May 31, 2020
Home  »  Magazine  »  National  » Karnataka Polls »  H.D. Deve Gowda: Not Tired, Not Retired

H.D. Deve Gowda: Not Tired, Not Retired

Ex-PM Deve Gowda is burning the trail in new seat Tumkur

H.D. Deve Gowda: Not Tired, Not Retired
Hard-Workin’ Grandpa
Gowda on the campaign trail in Tumkur
H.D. Deve Gowda: Not Tired, Not Retired

It’s only 7 am, but guests have already begun trickling into the guest house in Tumkur, where H.D. Deve Gowda is up and bright, brow­sing newspapers and sipping coffee. At 85, the political veteran is foraying into new territory. This is the first time he is contesting from Tumkur, where his party last won a Lok Sabha election in 1996­, the year he became Prime Minister. Over the past few weeks, he has also been busy crisscrossing southern Karnataka, which goes to polls on April 18.

“There is malicious propaganda against me, but it won’t carry any weight as people are not going to take it seriously,” Gowda tells Outlook. He is referring to the BJP playing the dynasty politics card—Gowda’s grandsons, Praj­wal Rev­anna and Nikhil Kumara­swamy, are contesting from the neighbouring seats, Hassan and Mandya respectively. “There used to be an HMT watch factory in Tumkur. It shut down, didn’t it?” remarks a BJP campaigner during a roadshow in Gubbi. “Now, people will shut down another HMT—Hassan, Mandya and Tumkur.” However, Gowda isn’t perturbed. He claims that he had decided not to contest these elections, but senior leaders persuaded him to.

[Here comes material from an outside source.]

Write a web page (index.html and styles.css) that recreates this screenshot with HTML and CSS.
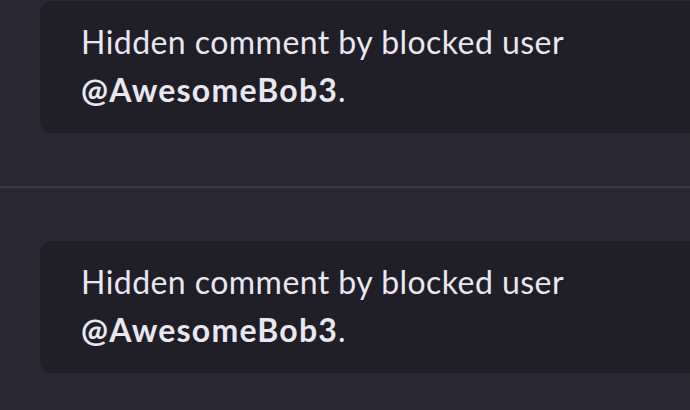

Tumkur, many reckon, is a safe bet for Gowda even though his party hasn’t won the seat in years. The election math adds up—put together, the JD(S)-Congress vote share in Tumkur in 2014 was imp­ressive. Gowda’s community, Vok­kaliga, has a sizeable population here. Close behind are the Lingayats, who form the BJP’s support base. “As far as Tumkur is concerned, we are quite safe,” claims G. Para­meshwara, the Karnataka deputy chief minister and Congress leader who hails from the city. He believes the votes of the significant ‘others’—communities like the Dalits, OBCs and minorities—will be the deciding factor and give the coalition an edge.

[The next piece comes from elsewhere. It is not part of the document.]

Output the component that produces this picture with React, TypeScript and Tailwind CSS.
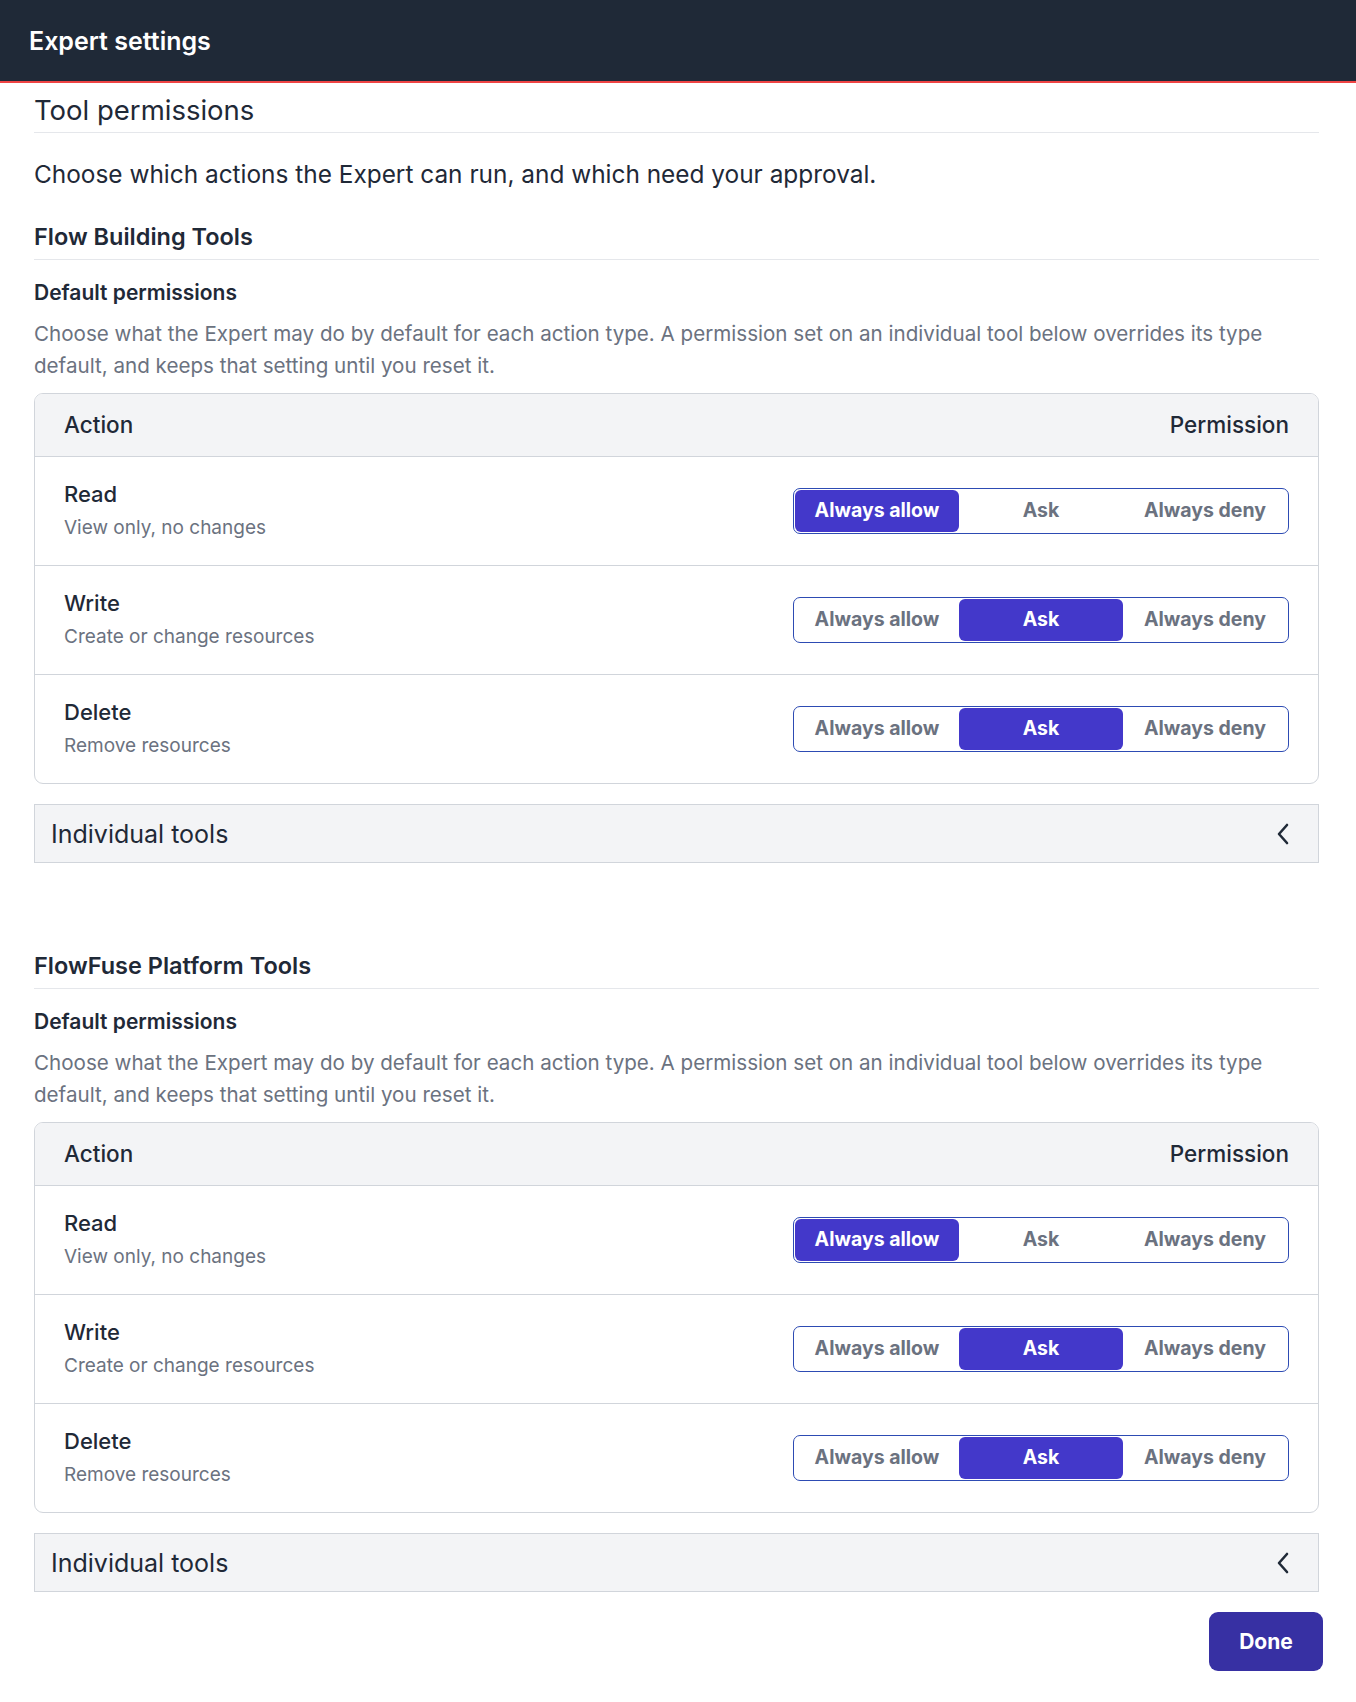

The JD(S) is strong in Hassan and Mandya, but it still needs the Congress’s support. The rumbles of discontent within the Congress were aplenty earlier this month, when the party’s sitting MP had to give up his claim on the Tumkur seat so that Gowda could contest. “Those hiccups are over,” says Parameshwara. Over the last couple of weeks, Gowda has been holding joint rallies with Congress leader Siddara­maiah, his protege-turned-foe-turned-ally, to get their party workers to toe the line. “Put your differences aside. We have to be sincere,” he exhorts supporters at a rally in Mysore, Sidda­ramaiah’s hometown.

The BJP’s campaign is centred on PM Narendra Modi, but it also taps into local issues to pin the ‘outsider’ tag onto Gowda. They accuse him of not doing enough to bring water from the Hemavathy river to Tumkur, even though it flows through his pocket borough, Hassan. But community and caste matter more here than such issues, claims a local journalist. G.S. Basavaraj, 77, the BJP’s candidate, has won the seat four times—thrice as a Congress member and in 2009, as a BJP nominee.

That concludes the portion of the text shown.